Before long, I had established friendships with policy advocates with very different workan ox 2 from my own. From what I have heard from past students, these connections stay with you long after the last day of the program. For instance, I already have plans to see a participant who works for the World Bank when I visit Washington D.C. this year. After the museums and mugs of ale, we wandered back through the old streets to our “colleges” – adorably compared to the “houses” of Hogwarts. I was told that colleges are an important aspect of Oxford culture since students supposedly have more allegiance to their college than the larger University. Given the intensive work and social schedule, the two weeks in Oxford pass by exceedingly quickly.

 

In parallel with the AnOx Media Policy Institute, the famous Oxford Internet Institute (OII) also hosts a summer program in July. The two institutes focus on different aspects and perspectives related to media and technology. I spent one of my days at the Internet institute since my core research is centered on communication technologies. Most importantly, the timing of the two institutes allows for an annual football (i.e., soccer) game between the policy and Internet camps! For this reason, OII participants looked me at skeptically on the day I attended and accused me of being a spy for the coming match.
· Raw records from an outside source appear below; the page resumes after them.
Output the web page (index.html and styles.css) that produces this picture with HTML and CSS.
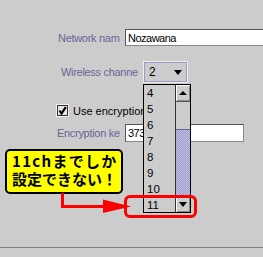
FILE: index.html
```html
<!DOCTYPE html>
<html>
<head>
<meta charset="utf-8">
<link rel="stylesheet" href="styles.css">
</head>
<body>
<div class="screen">
  <div class="form">
    <div class="row row-name">
      <span class="label label-name">Network nam</span>
      <div class="field field-name">Nozawana</div>
    </div>
    <div class="row row-channel">
      <span class="label label-channel">Wireless channe</span>
      <div class="combo"><span class="combo-value">2</span><span class="tri tri-down"></span></div>
    </div>
    <div class="row row-check">
      <span class="checkbox">
        <svg width="13" height="13" viewBox="0 0 13 13">
          <rect x="0.5" y="0.5" width="12" height="12" fill="none" stroke="#f2f2f2"/>
          <rect x="1.5" y="1.5" width="10" height="10" fill="#e6e6e6" stroke="#333"/>
          <path d="M3.5 6.5 L5.5 9.5 L9.8 3.2" fill="none" stroke="#000" stroke-width="2.2"/>
        </svg>
      </span>
      <span class="check-label">Use encryption</span>
    </div>
    <div class="row row-key">
      <span class="label label-key">Encryption ke</span>
      <div class="field field-key">3737</div>
    </div>
  </div>
  <div class="divider"></div>

  <div class="listbox">
    <div class="items">
      <div class="item">4</div>
      <div class="item">5</div>
      <div class="item">6</div>
      <div class="item">7</div>
      <div class="item">8</div>
      <div class="item">9</div>
      <div class="item">10</div>
      <div class="item">11</div>
    </div>
    <div class="scrollbar">
      <div class="sb-btn sb-up"><span class="tri tri-up"></span></div>
      <div class="sb-track"></div>
      <div class="sb-thumb"></div>
      <div class="sb-btn sb-down"><span class="tri tri-down"></span></div>
    </div>
  </div>

  <div class="highlight"></div>

  <div class="callout">
    <span class="callout-line line-1">11chまでしか</span>
    <span class="callout-line line-2">設定できない！</span>
  </div>

  <svg class="arrow" width="263" height="257" viewBox="0 0 263 257">
    <path d="M62.5 193 V206.5 H108" fill="none" stroke="#ff0000" stroke-width="3"/>
    <polygon points="103,199.5 131,206.5 103,213" fill="#ff0000"/>
  </svg>
</div>
</body>
</html>
```

FILE: styles.css
```css
html, body {
  margin: 0;
  padding: 0;
  background: #cccccc;
}

.screen {
  position: relative;
  width: 263px;
  height: 257px;
  overflow: hidden;
  background: #cccccc;
  font-family: "Liberation Sans", Arial, sans-serif;
  font-size: 11px;
  color: #000;
}

.form {
  display: flex;
  flex-direction: column;
  padding-top: 29px;
}

.row {
  display: flex;
  align-items: center;
}

.row-name { height: 17px; }
.row-channel { height: 22px; margin-top: 15px; }
.row-check { height: 13px; margin-top: 21px; }
.row-key { height: 18px; margin-top: 7px; }

.label {
  flex: none;
  color: #666699;
  white-space: nowrap;
  overflow: hidden;
  letter-spacing: -0.3px;
}

.label-name { margin-left: 58px; width: 67px; }
.label-channel { margin-left: 61px; width: 82px; }
.label-key { margin-left: 57px; width: 68px; }

.field {
  flex: none;
  box-sizing: border-box;
  height: 100%;
  background: #ffffff;
  border: 1px solid #555555;
  border-right-color: #888888;
  border-bottom-color: #888888;
  padding-left: 2px;
  display: flex;
  align-items: center;
  white-space: nowrap;
  overflow: hidden;
  letter-spacing: -0.5px;
  font-size: 11px;
}

.field-name { width: 150px; }
.field-key { width: 119px; }

.combo {
  flex: none;
  box-sizing: border-box;
  width: 45px;
  height: 22px;
  border: 1px solid #eeeeee;
  box-shadow: inset 0 0 0 1px #9999cc;
  display: flex;
  align-items: center;
  padding-left: 5px;
  padding-right: 5px;
}

.combo-value {
  font-size: 12px;
}

.combo .tri-down {
  margin-left: auto;
}

.tri {
  display: block;
  width: 0;
  height: 0;
  border-left: 4px solid transparent;
  border-right: 4px solid transparent;
}

.tri-down { border-top: 5px solid #000; }
.tri-up { border-bottom: 4px solid #000; }

.checkbox {
  flex: none;
  margin-left: 56px;
  width: 13px;
  height: 13px;
  display: block;
}

.checkbox svg { display: block; }

.check-label {
  flex: none;
  margin-left: 4px;
  white-space: nowrap;
}

.divider {
  margin-top: 105px;
  height: 1px;
  background: #7f7f7f;
}

/* popup list */
.listbox {
  position: absolute;
  left: 143px;
  top: 84px;
  width: 48px;
  height: 129px;
  box-sizing: border-box;
  border: 1px solid #000;
  background: #cccccc;
  display: flex;
}

.items {
  flex: 1;
  display: flex;
  flex-direction: column;
  overflow: hidden;
}

.item {
  height: 16px;
  line-height: 16px;
  padding-left: 3px;
  font-size: 11.5px;
  flex: none;
}

.scrollbar {
  width: 15px;
  box-sizing: border-box;
  border-left: 1px solid #333;
  display: flex;
  flex-direction: column;
}

.sb-btn {
  height: 16px;
  flex: none;
  display: flex;
  align-items: center;
  justify-content: center;
  background: #cccccc;
  box-shadow: inset 1px 1px 0 #ffffff, inset -1px -1px 0 #888888;
}

.sb-up { border-bottom: 1px solid #555; }

.sb-track {
  height: 27px;
  flex: none;
  background: #cccccc;
}

.sb-thumb {
  height: 67px;
  flex: none;
  box-sizing: border-box;
  border-top: 1px solid #666699;
  background-color: #9999cc;
  background-image: repeating-conic-gradient(#9999cc 0 25%, #c4c4ea 0 50%);
  background-size: 2px 2px;
}

.highlight {
  position: absolute;
  left: 124px;
  top: 195px;
  width: 73px;
  height: 23px;
  box-sizing: border-box;
  border: 3px solid #ff0000;
  border-radius: 6px;
}

.callout {
  position: absolute;
  left: 5px;
  top: 149px;
  width: 118px;
  height: 45px;
  box-sizing: border-box;
  background: #ffff00;
  border: 2px solid #000;
  border-radius: 5px;
  padding: 1px 2px 0 5px;
  font-family: "Noto Sans CJK JP", "Noto Sans", sans-serif;
  font-weight: 700;
  font-size: 15px;
  line-height: 18px;
  display: flex;
  flex-direction: column;
}

.callout-line {
  display: block;
  white-space: nowrap;
}

.line-1 { letter-spacing: 1.3px; }
.line-2 { letter-spacing: 0; }

.arrow {
  position: absolute;
  left: 0;
  top: 0;
}
```
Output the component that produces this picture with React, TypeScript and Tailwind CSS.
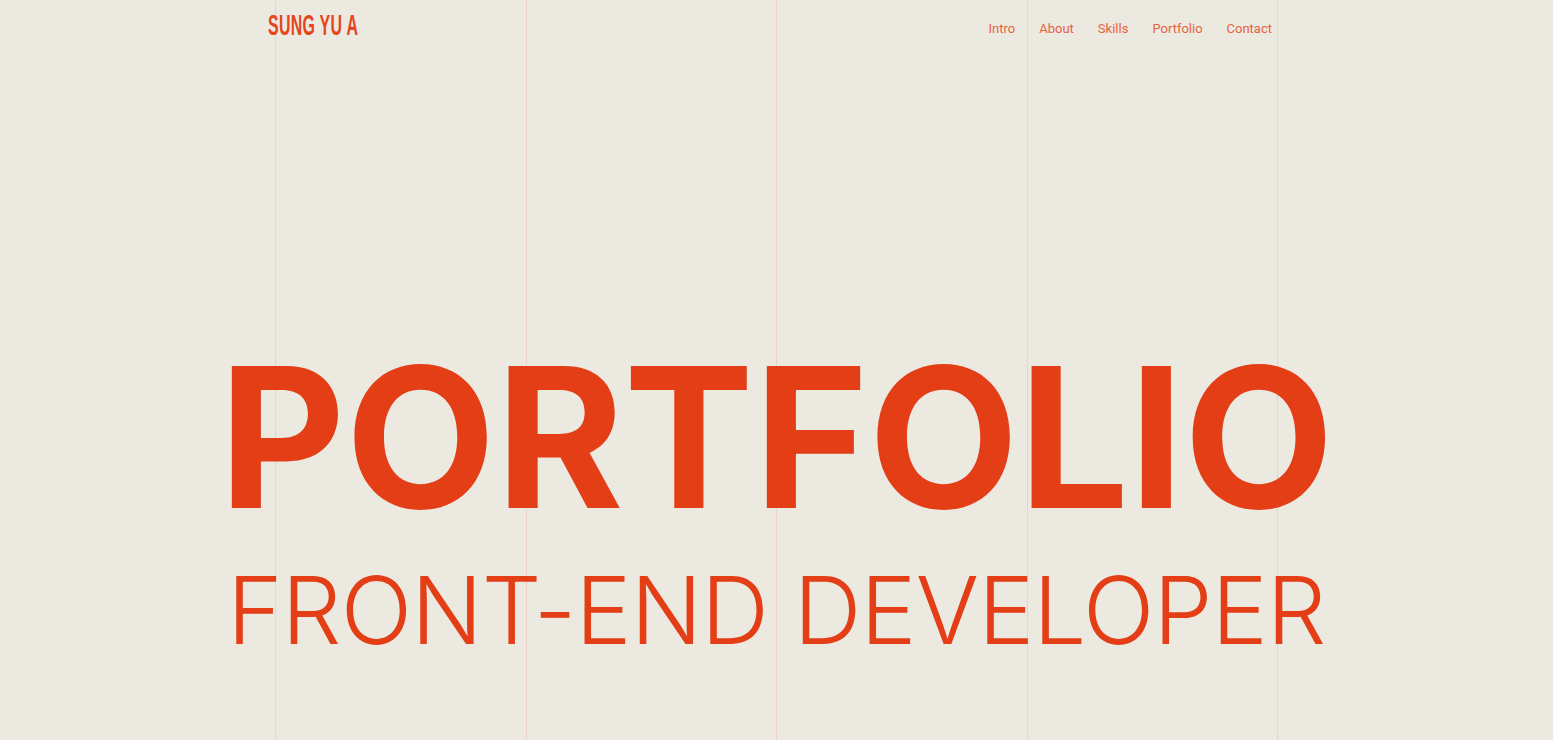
import React from 'react';

const navItems = ['Intro', 'About', 'Skills', 'Portfolio', 'Contact'];

const GridLines = () => (
  <div className="pointer-events-none absolute inset-0 flex justify-center">
    <div className="flex h-full w-[1003px] border-r border-[#ecd3c8]">
      {[0, 1, 2, 3].map((i) => (
        <div key={i} className="h-full flex-1 border-l border-[#ecd3c8]" />
      ))}
    </div>
  </div>
);

const App = () => {
  return (
    <div className="relative min-h-screen overflow-hidden bg-[#ece9e1] text-[#e33e16]">
      <GridLines />

      {/* header */}
      <header className="relative mx-auto flex h-[56px] w-[1003px] items-start justify-between">
        <a
          href="#"
          className="-ml-[7px] mt-[8px] inline-block origin-left scale-x-[0.55] font-['Liberation_Sans_Narrow','Liberation_Sans',sans-serif] text-[29px] font-bold leading-[34px] tracking-[0.5px] text-[#e5461c]"
        >
          SUNG YU A
        </a>
        <nav className="mr-[6px] mt-[20px] flex gap-[24px] font-['Roboto',sans-serif] text-[13px] leading-[18px] text-[#e8623e]">
          {navItems.map((item) => (
            <a key={item} href="#">
              {item}
            </a>
          ))}
        </nav>
      </header>

      {/* hero */}
      <section className="relative flex flex-col items-center pt-[284px] font-['Inter',sans-serif]">
        <h1 className="text-[195px] font-bold leading-[195px] text-[#e33e16]">PORTFOLIO</h1>
        <p className="mt-[28px] text-[94px] font-light leading-[94px] tracking-[-0.8px] text-[#e33e16]">
          FRONT-END DEVELOPER
        </p>
      </section>
    </div>
  );
};

export default App;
Luckily, our policy team successfully defeated the Internet team 4 to 1 (or something like that) due to my espionage.

 

This year it happened to be that the Oxford trip was the first leg of an extended academic travel adventure taking me around Europe and North America. Following Oxford, I visited other communication researchers and professors in Amsterdam (ND), Montreal (CA), and Colorado (US) before returning to Ann Arbor. The University of Michigan encourages and facilitates its engagement with other specialists across the world during the Ph.D. process. In doing so, we are given the opportunity to build a far-reaching network of researchers, and expand our scopes beyond the United States job market. Overall, my travels to Oxford and beyond provided a memorable set of experiences and social connections before I begin my first search this fall for post-Ph.D. jobs.